--- Begin The input ---
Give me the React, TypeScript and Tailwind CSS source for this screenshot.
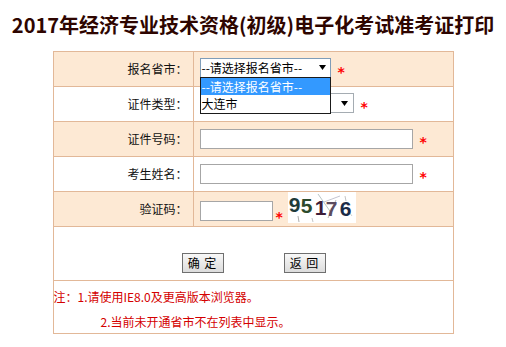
import React from "react";

const cjk = { fontFamily: '"Noto Sans CJK SC", "Noto Sans", sans-serif' };

function Star({ className = "" }: { className?: string }) {
  return (
    <span
      className={"text-[#ff0000] text-[14px] font-bold leading-none " + className}
      style={{ fontFamily: '"DejaVu Sans", sans-serif' }}
    >
      *
    </span>
  );
}

function Arrow() {
  return (
    <svg width="7" height="5" viewBox="0 0 7 5" className="shrink-0">
      <polygon points="0,0 7,0 3.5,5" fill="#000" />
    </svg>
  );
}

function Row({ label, shaded, children }: { label: string; shaded?: boolean; children?: React.ReactNode }) {
  return (
    <div className={"flex h-[35px] border-b border-[#e2b898] " + (shaded ? "bg-[#fde9d4]" : "bg-white")}>
      <div className="w-[140px] border-r border-[#e2b898] flex items-center justify-end pr-[5px] text-[12px] text-[#111]">
        {label}
      </div>
      <div className="flex-1 flex items-center pl-[6px] relative">{children}</div>
    </div>
  );
}

function Captcha() {
  return (
    <div className="relative w-[68px] h-[31px] bg-white ml-[5px] self-start mt-[0px] overflow-hidden">
      <svg className="absolute inset-0" width="68" height="31" viewBox="0 0 68 31">
        <line x1="30" y1="2" x2="44" y2="22" stroke="#9aa" strokeWidth="0.7" />
        <line x1="36" y1="10" x2="52" y2="4" stroke="#aab" strokeWidth="0.7" />
        <line x1="40" y1="26" x2="48" y2="8" stroke="#999" strokeWidth="0.7" />
        <line x1="10" y1="24" x2="11" y2="30" stroke="#888" strokeWidth="0.7" />
        <line x1="24" y1="26" x2="25" y2="30" stroke="#aaa" strokeWidth="0.7" />
        <line x1="57" y1="4" x2="58" y2="9" stroke="#aaa" strokeWidth="0.7" />
        <line x1="61" y1="20" x2="64" y2="24" stroke="#bbb" strokeWidth="0.7" />
      </svg>
      <div
        className="relative flex items-start pl-[1px] pt-[2px] text-[21px] font-bold leading-none"
        style={{ fontFamily: '"Liberation Sans", Arial, sans-serif' }}
      >
        <span className="text-[#1e3b3a] w-[12px]">9</span>
        <span className="text-[#2c4a2c] w-[12px] mt-[1px]">5</span>
        <span className="text-[#3d1c38] w-[11px] ml-[2px] mt-[3px]">1</span>
        <span className="text-[#5d4c5e] w-[13px] mt-[4px]">7</span>
        <span className="text-[#1b2b48] w-[12px] ml-[1px] mt-[4px]">6</span>
      </div>
    </div>
  );
}

export default function App() {
  return (
    <div className="w-[506px] h-[347px] bg-white overflow-hidden" style={cjk}>
      <div className="h-[51px] flex items-center justify-center pb-[2px]">
        <h1 className="text-[20px] font-bold text-[#2e0500] tracking-[0px] whitespace-nowrap">
          2017年经济专业技术资格(初级)电子化考试准考证打印
        </h1>
      </div>
      <div className="w-[401px] mx-auto border-l border-r border-t border-[#e2b898]">
        <Row label="报名省市：" shaded>
          <div className="w-[131px] h-[20px] mt-[-3px] bg-white border border-[#7f9db9] flex items-center justify-between pl-[1px] pr-[4px] text-[12px] text-black">
            <span>--请选择报名省市--</span>
            <Arrow />
          </div>
          <Star className="ml-[7px] mt-[5px]" />
          <div className="absolute left-[6px] top-[25px] w-[131px] h-[37px] bg-white border border-[#1a1a1a] z-10 text-[12px]">
            <div className="h-[17px] bg-[#3399ff] text-white flex items-center pl-[1px]">--请选择报名省市--</div>
            <div className="h-[18px] text-black flex items-center pl-[1px]">大连市</div>
          </div>
        </Row>
        <Row label="证件类型：">
          <div className="w-[154px] h-[20px] mt-[-2px] bg-white border border-[#a5acb2] flex items-center justify-end pr-[5px]">
            <Arrow />
          </div>
          <Star className="ml-[7px] mt-[5px]" />
        </Row>
        <Row label="证件号码：" shaded>
          <div className="w-[213px] h-[20px] bg-white border border-[#a6a6a6]" />
          <Star className="ml-[7px] mt-[6px]" />
        </Row>
        <Row label="考生姓名：">
          <div className="w-[213px] h-[20px] bg-white border border-[#a6a6a6]" />
          <Star className="ml-[7px] mt-[6px]" />
        </Row>
        <Row label="验证码：" shaded>
          <div className="w-[73px] h-[20px] mt-[4px] bg-white border border-[#a6a6a6]" />
          <Star className="ml-[3px] mt-[16px]" />
          <Captcha />
        </Row>
        <div className="h-[54px] border-b border-[#e2b898] bg-white flex justify-center gap-[60px] pt-[26px] pl-[1px]">
          <button className="w-[42px] h-[20px] border border-[#6f6f6f] bg-gradient-to-b from-[#f8f8f8] to-[#dcdcdc] text-[12px] text-black leading-none flex items-center justify-center tracking-[1px]">
            确&nbsp;定
          </button>
          <button className="w-[42px] h-[20px] border border-[#6f6f6f] bg-gradient-to-b from-[#f8f8f8] to-[#dcdcdc] text-[12px] text-black leading-none flex items-center justify-center tracking-[1px]">
            返&nbsp;回
          </button>
        </div>
        <div className="h-[53px] border-b border-[#e2b898] bg-white text-[12px] text-[#d40000] pt-[3px] leading-[25px]">
          <div>注：1.请使用IE8.0及更高版本浏览器。</div>
          <div className="pl-[47px]">2.当前未开通省市不在列表中显示。</div>
        </div>
      </div>
    </div>
  );
}
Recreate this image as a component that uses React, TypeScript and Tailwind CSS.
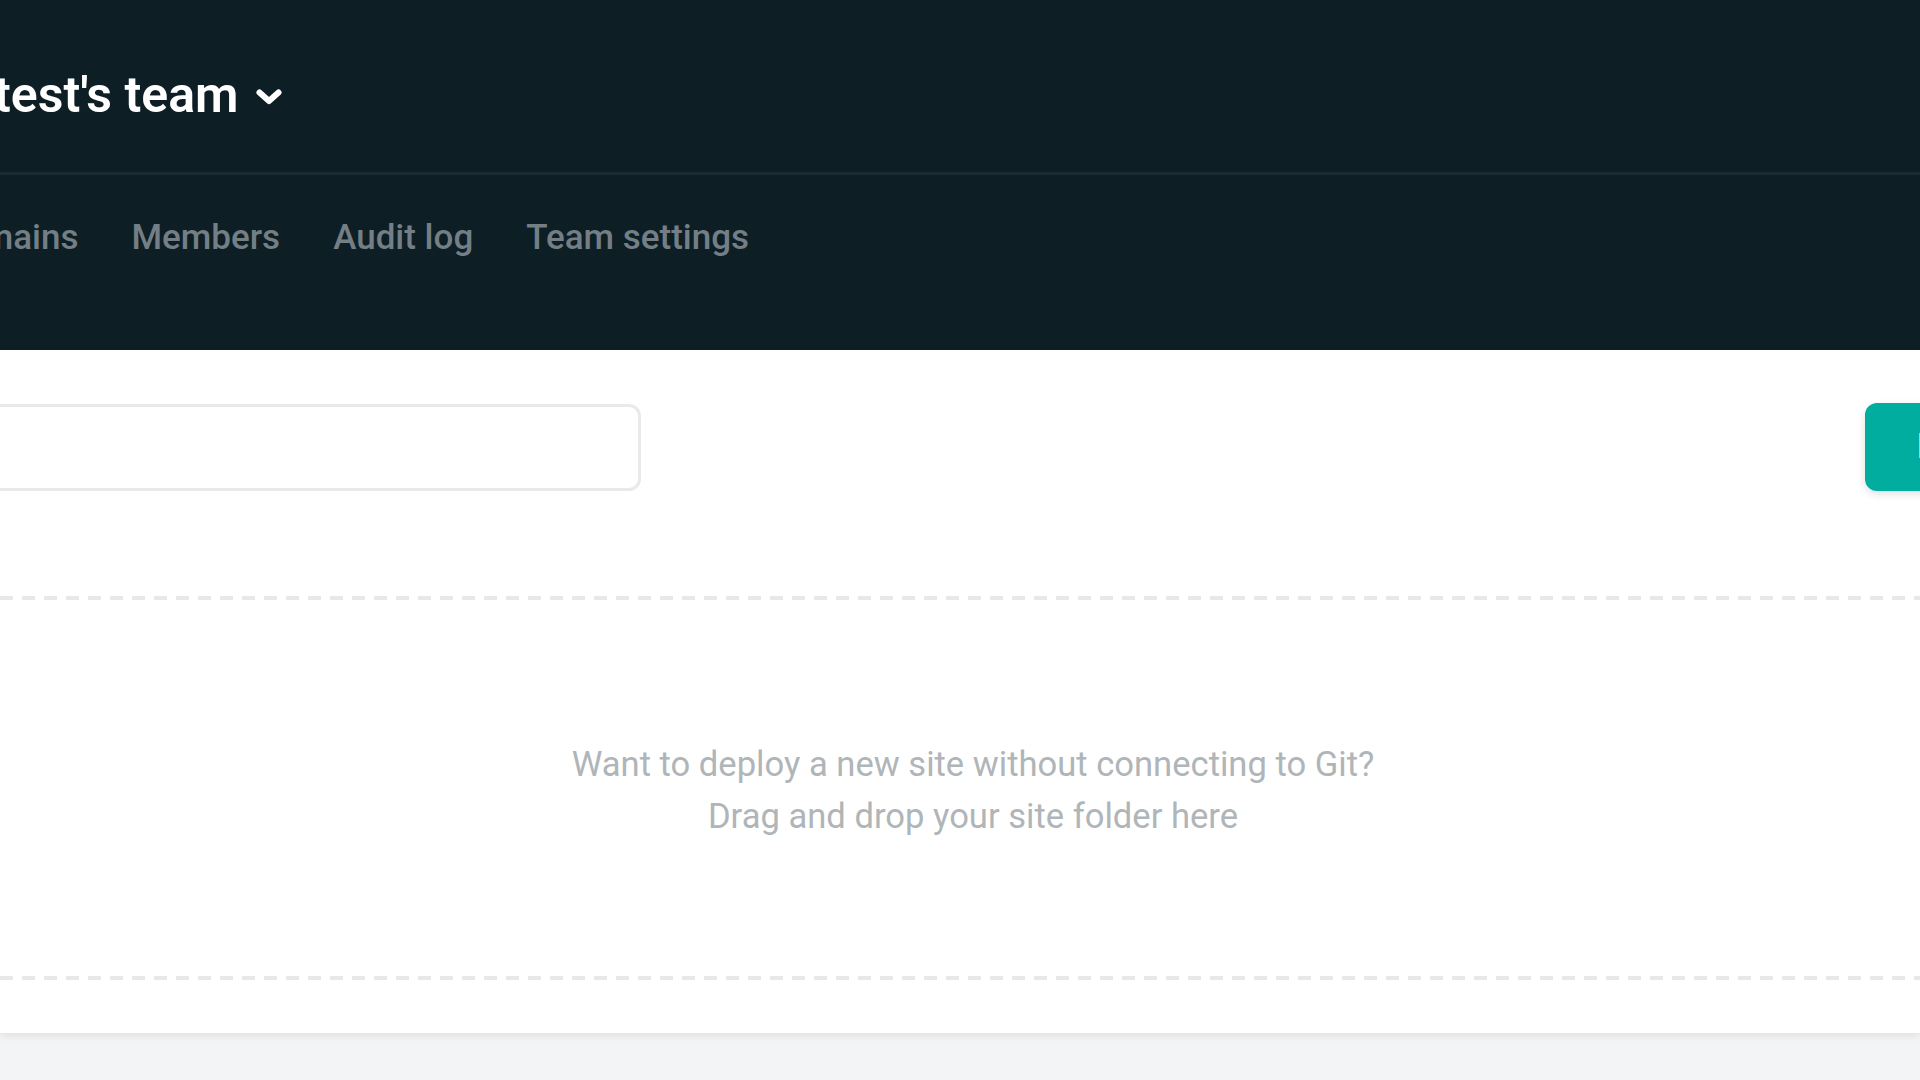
--- End The input ---
_Exercise directions_
Pictures in the records above are left out; print everything else exactly as written.

_Answer in full_
Give me the React, TypeScript and Tailwind CSS source for this screenshot.
import React from "react";

const cjk = { fontFamily: '"Noto Sans CJK SC", "Noto Sans", sans-serif' };

function Star({ className = "" }: { className?: string }) {
  return (
    <span
      className={"text-[#ff0000] text-[14px] font-bold leading-none " + className}
      style={{ fontFamily: '"DejaVu Sans", sans-serif' }}
    >
      *
    </span>
  );
}

function Arrow() {
  return (
    <svg width="7" height="5" viewBox="0 0 7 5" className="shrink-0">
      <polygon points="0,0 7,0 3.5,5" fill="#000" />
    </svg>
  );
}

function Row({ label, shaded, children }: { label: string; shaded?: boolean; children?: React.ReactNode }) {
  return (
    <div className={"flex h-[35px] border-b border-[#e2b898] " + (shaded ? "bg-[#fde9d4]" : "bg-white")}>
      <div className="w-[140px] border-r border-[#e2b898] flex items-center justify-end pr-[5px] text-[12px] text-[#111]">
        {label}
      </div>
      <div className="flex-1 flex items-center pl-[6px] relative">{children}</div>
    </div>
  );
}

function Captcha() {
  return (
    <div className="relative w-[68px] h-[31px] bg-white ml-[5px] self-start mt-[0px] overflow-hidden">
      <svg className="absolute inset-0" width="68" height="31" viewBox="0 0 68 31">
        <line x1="30" y1="2" x2="44" y2="22" stroke="#9aa" strokeWidth="0.7" />
        <line x1="36" y1="10" x2="52" y2="4" stroke="#aab" strokeWidth="0.7" />
        <line x1="40" y1="26" x2="48" y2="8" stroke="#999" strokeWidth="0.7" />
        <line x1="10" y1="24" x2="11" y2="30" stroke="#888" strokeWidth="0.7" />
        <line x1="24" y1="26" x2="25" y2="30" stroke="#aaa" strokeWidth="0.7" />
        <line x1="57" y1="4" x2="58" y2="9" stroke="#aaa" strokeWidth="0.7" />
        <line x1="61" y1="20" x2="64" y2="24" stroke="#bbb" strokeWidth="0.7" />
      </svg>
      <div
        className="relative flex items-start pl-[1px] pt-[2px] text-[21px] font-bold leading-none"
        style={{ fontFamily: '"Liberation Sans", Arial, sans-serif' }}
      >
        <span className="text-[#1e3b3a] w-[12px]">9</span>
        <span className="text-[#2c4a2c] w-[12px] mt-[1px]">5</span>
        <span className="text-[#3d1c38] w-[11px] ml-[2px] mt-[3px]">1</span>
        <span className="text-[#5d4c5e] w-[13px] mt-[4px]">7</span>
        <span className="text-[#1b2b48] w-[12px] ml-[1px] mt-[4px]">6</span>
      </div>
    </div>
  );
}

export default function App() {
  return (
    <div className="w-[506px] h-[347px] bg-white overflow-hidden" style={cjk}>
      <div className="h-[51px] flex items-center justify-center pb-[2px]">
        <h1 className="text-[20px] font-bold text-[#2e0500] tracking-[0px] whitespace-nowrap">
          2017年经济专业技术资格(初级)电子化考试准考证打印
        </h1>
      </div>
      <div className="w-[401px] mx-auto border-l border-r border-t border-[#e2b898]">
        <Row label="报名省市：" shaded>
          <div className="w-[131px] h-[20px] mt-[-3px] bg-white border border-[#7f9db9] flex items-center justify-between pl-[1px] pr-[4px] text-[12px] text-black">
            <span>--请选择报名省市--</span>
            <Arrow />
          </div>
          <Star className="ml-[7px] mt-[5px]" />
          <div className="absolute left-[6px] top-[25px] w-[131px] h-[37px] bg-white border border-[#1a1a1a] z-10 text-[12px]">
            <div className="h-[17px] bg-[#3399ff] text-white flex items-center pl-[1px]">--请选择报名省市--</div>
            <div className="h-[18px] text-black flex items-center pl-[1px]">大连市</div>
          </div>
        </Row>
        <Row label="证件类型：">
          <div className="w-[154px] h-[20px] mt-[-2px] bg-white border border-[#a5acb2] flex items-center justify-end pr-[5px]">
            <Arrow />
          </div>
          <Star className="ml-[7px] mt-[5px]" />
        </Row>
        <Row label="证件号码：" shaded>
          <div className="w-[213px] h-[20px] bg-white border border-[#a6a6a6]" />
          <Star className="ml-[7px] mt-[6px]" />
        </Row>
        <Row label="考生姓名：">
          <div className="w-[213px] h-[20px] bg-white border border-[#a6a6a6]" />
          <Star className="ml-[7px] mt-[6px]" />
        </Row>
        <Row label="验证码：" shaded>
          <div className="w-[73px] h-[20px] mt-[4px] bg-white border border-[#a6a6a6]" />
          <Star className="ml-[3px] mt-[16px]" />
          <Captcha />
        </Row>
        <div className="h-[54px] border-b border-[#e2b898] bg-white flex justify-center gap-[60px] pt-[26px] pl-[1px]">
          <button className="w-[42px] h-[20px] border border-[#6f6f6f] bg-gradient-to-b from-[#f8f8f8] to-[#dcdcdc] text-[12px] text-black leading-none flex items-center justify-center tracking-[1px]">
            确&nbsp;定
          </button>
          <button className="w-[42px] h-[20px] border border-[#6f6f6f] bg-gradient-to-b from-[#f8f8f8] to-[#dcdcdc] text-[12px] text-black leading-none flex items-center justify-center tracking-[1px]">
            返&nbsp;回
          </button>
        </div>
        <div className="h-[53px] border-b border-[#e2b898] bg-white text-[12px] text-[#d40000] pt-[3px] leading-[25px]">
          <div>注：1.请使用IE8.0及更高版本浏览器。</div>
          <div className="pl-[47px]">2.当前未开通省市不在列表中显示。</div>
        </div>
      </div>
    </div>
  );
}
Recreate this image as a component that uses React, TypeScript and Tailwind CSS.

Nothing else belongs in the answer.